Sockudo
Server

Scaling

Horizontal adapters, transport backends, presence sync, and multi-node deployment.

Architecture Overview

Sockudo uses a pluggable adapter system for horizontal scaling. All horizontal adapters share the same HorizontalAdapterBase<T> core with a transport-specific backend.

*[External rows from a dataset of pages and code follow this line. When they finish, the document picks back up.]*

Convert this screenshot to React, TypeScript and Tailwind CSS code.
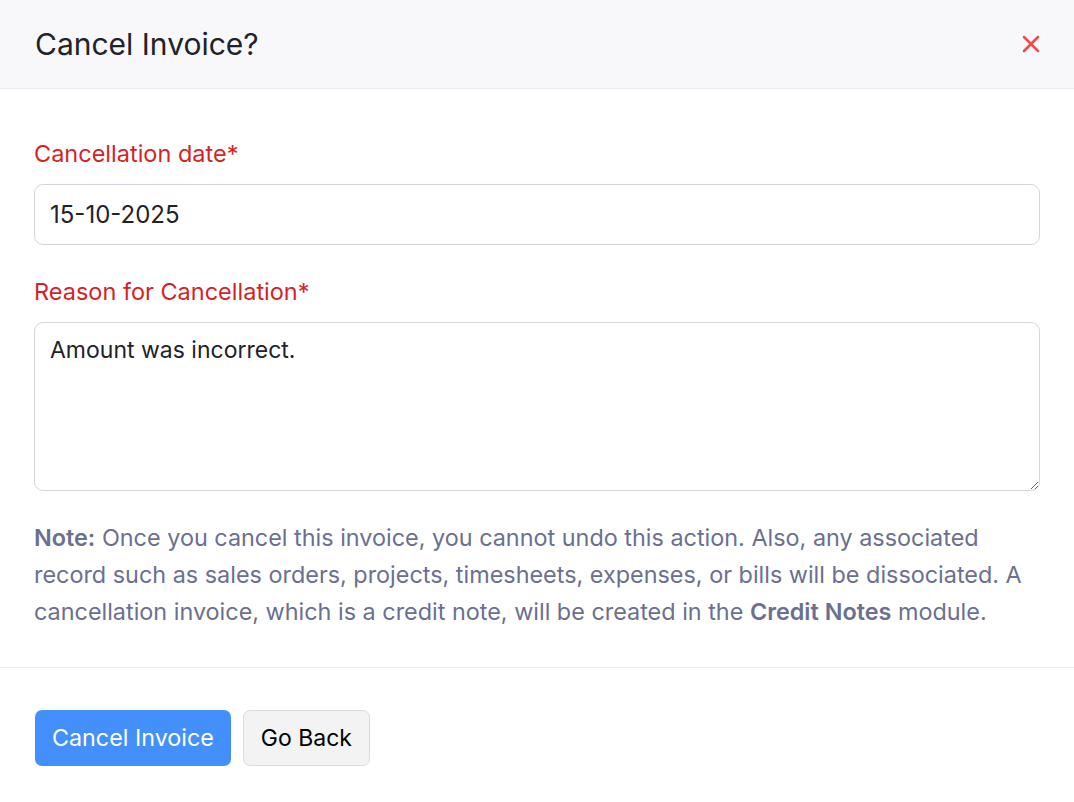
import { X } from 'lucide-react';

export default function App() {
  return (
    <div className="min-h-screen w-full bg-white font-['Inter',sans-serif]">
      {/* Header */}
      <div className="flex h-[89px] items-center justify-between border-b border-[#ebebef] bg-[#f8f8fa] pl-[35px] pr-[29px]">
        <h1 className="text-[30px] font-normal text-[#21232a]">Cancel Invoice?</h1>
        <button className="text-[#f24b4b]">
          <X size={28} strokeWidth={2.2} />
        </button>
      </div>

      {/* Body */}
      <div className="px-[34px] pt-[50px] pb-[37px] border-b border-[#ebebef]">
        <label className="block text-[23.5px] leading-[30px] text-[#d61f26] mb-[15px]">Cancellation date*</label>
        <input
          defaultValue="15-10-2025"
          className="w-full h-[61px] rounded-[9px] border border-[#d5d5e0] px-[15px] text-[24px] text-[#21232a] outline-none"
        />

        <label className="block text-[23.5px] leading-[30px] text-[#d61f26] mt-[32px] mb-[15px]">Reason for Cancellation*</label>
        <textarea
          defaultValue="Amount was incorrect."
          className="block w-full h-[169px] rounded-[9px] border border-[#d5d5e0] px-[15px] py-[10px] text-[23px] text-[#21232a] outline-none resize-y"
        />

        <p className="mt-[28px] text-[23.4px] leading-[37px] text-[#6b7090]">
          <span className="font-semibold">Note:</span> Once you cancel this invoice, you cannot undo this action. Also, any associated record such as sales orders, projects, timesheets, expenses, or bills will be dissociated. A cancellation invoice, which is a credit note, will be created in the <span className="font-semibold">Credit Notes</span> module.
        </p>
      </div>

      {/* Footer */}
      <div className="flex gap-[12px] px-[35px] pt-[42px]">
        <button className="h-[56px] rounded-[7px] bg-[#438ffb] px-[17px] text-[23.3px] text-white">Cancel Invoice</button>
        <button className="h-[56px] rounded-[7px] border border-[#dcdcdc] bg-[#f3f3f3] px-[17px] text-[23px] text-black">Go Back</button>
      </div>
    </div>
  );
}
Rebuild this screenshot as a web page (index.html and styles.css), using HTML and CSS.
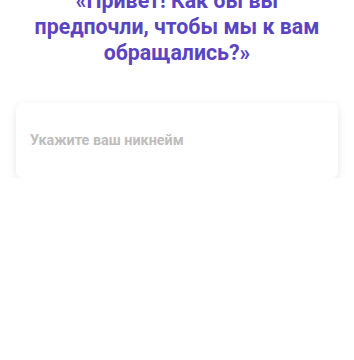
FILE: index.html
```html
<!DOCTYPE html>
<html lang="ru">
<head>
    <meta charset="UTF-8">
    <meta name="viewport" content="width=device-width, initial-scale=1.0">
    <title>Никнейм</title>
    <link rel="stylesheet" href="styles.css">
</head>
<body>
    <div class="container">
        <h1 class="question">«Привет! Как бы вы предпочли, чтобы мы к вам обращались?»</h1>

        <div class="card">
            <input type="text" class="nick-input" placeholder="Укажите ваш никнейм">
        </div>
    </div>
</body>
</html>
```

FILE: styles.css
```css
body {
    font-family: Roboto, "Noto Sans", Arial, sans-serif;
    margin: 0;
    padding: 0;
    background-color: #ffffff;
}
.container {
    padding: 0 16px;
}
.question {
    margin: -12px 14px 0;
    font-size: 21.3px;
    line-height: 26px;
    font-weight: 700;
    color: #5a44c2;
    text-align: center;
}
.card {
    background-color: white;
    border-radius: 6px;
    margin-top: 37px;
    height: 75px;
    padding: 0 14px;
    display: flex;
    align-items: center;
    box-shadow: 0 6px 12px rgba(0,0,0,0.07), 0 0 6px rgba(0,0,0,0.04);
}
.nick-input {
    width: 100%;
    border: none;
    outline: none;
    padding: 0;
    font-family: Roboto, "Noto Sans", Arial, sans-serif;
    font-size: 14.4px;
    font-weight: 700;
    color: #333;
    background: transparent;
}
.nick-input::placeholder {
    color: #bdbdbd;
}
```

Each node maintains local WebSocket connections and uses the adapter to synchronize state across the cluster.

Adapter Drivers

DriverUse CaseRequirements
localSingle-node, developmentNone
redisMulti-node with standalone RedisRedis 6+
redis-clusterMulti-node with Redis ClusterRedis Cluster 6+ (7.0+ for sharded pub/sub)
natsMulti-node with NATSNATS server

Set the adapter via config or env:

ADAPTER_DRIVER=redis
{ "adapter": { "driver": "redis" } }

Communication Model

All horizontal adapters communicate over three channels:

ChannelPurpose
Broadcast (prefix:#broadcast)Distribute events to subscribers across nodes
Request (prefix:#requests)Node-to-node queries (socket counts, presence members, etc.)
Response (prefix:#responses)Return aggregated responses to requests

Broadcasting Flow

  1. Node receives an event (from a client or the HTTP API).
  2. Delivers to matching local subscribers immediately.
  3. Serializes and publishes to the broadcast channel.
  4. Other nodes receive the message, apply filtering (socket exclusion, tag filtering, delta compression), and deliver to their local subscribers.

Request/Response Pattern

Cross-node queries use a request/response pattern with correlation IDs and timeouts:

  • Fast queries (socket existence, channel membership): 50ms timeout per expected node.
  • Full queries (presence members, channel lists): full configured timeout.
  • Early return: positive results (e.g., "socket exists") return immediately without waiting for all nodes.

Supported request types include:

  • Socket counts and channel lists
  • Channel membership and presence member queries
  • User connection counts
  • Presence state sync (join/leave replication)
  • Heartbeat and dead node notifications
  • Terminate user connections

Local Adapter

The default adapter. All communication stays in-process with no network overhead.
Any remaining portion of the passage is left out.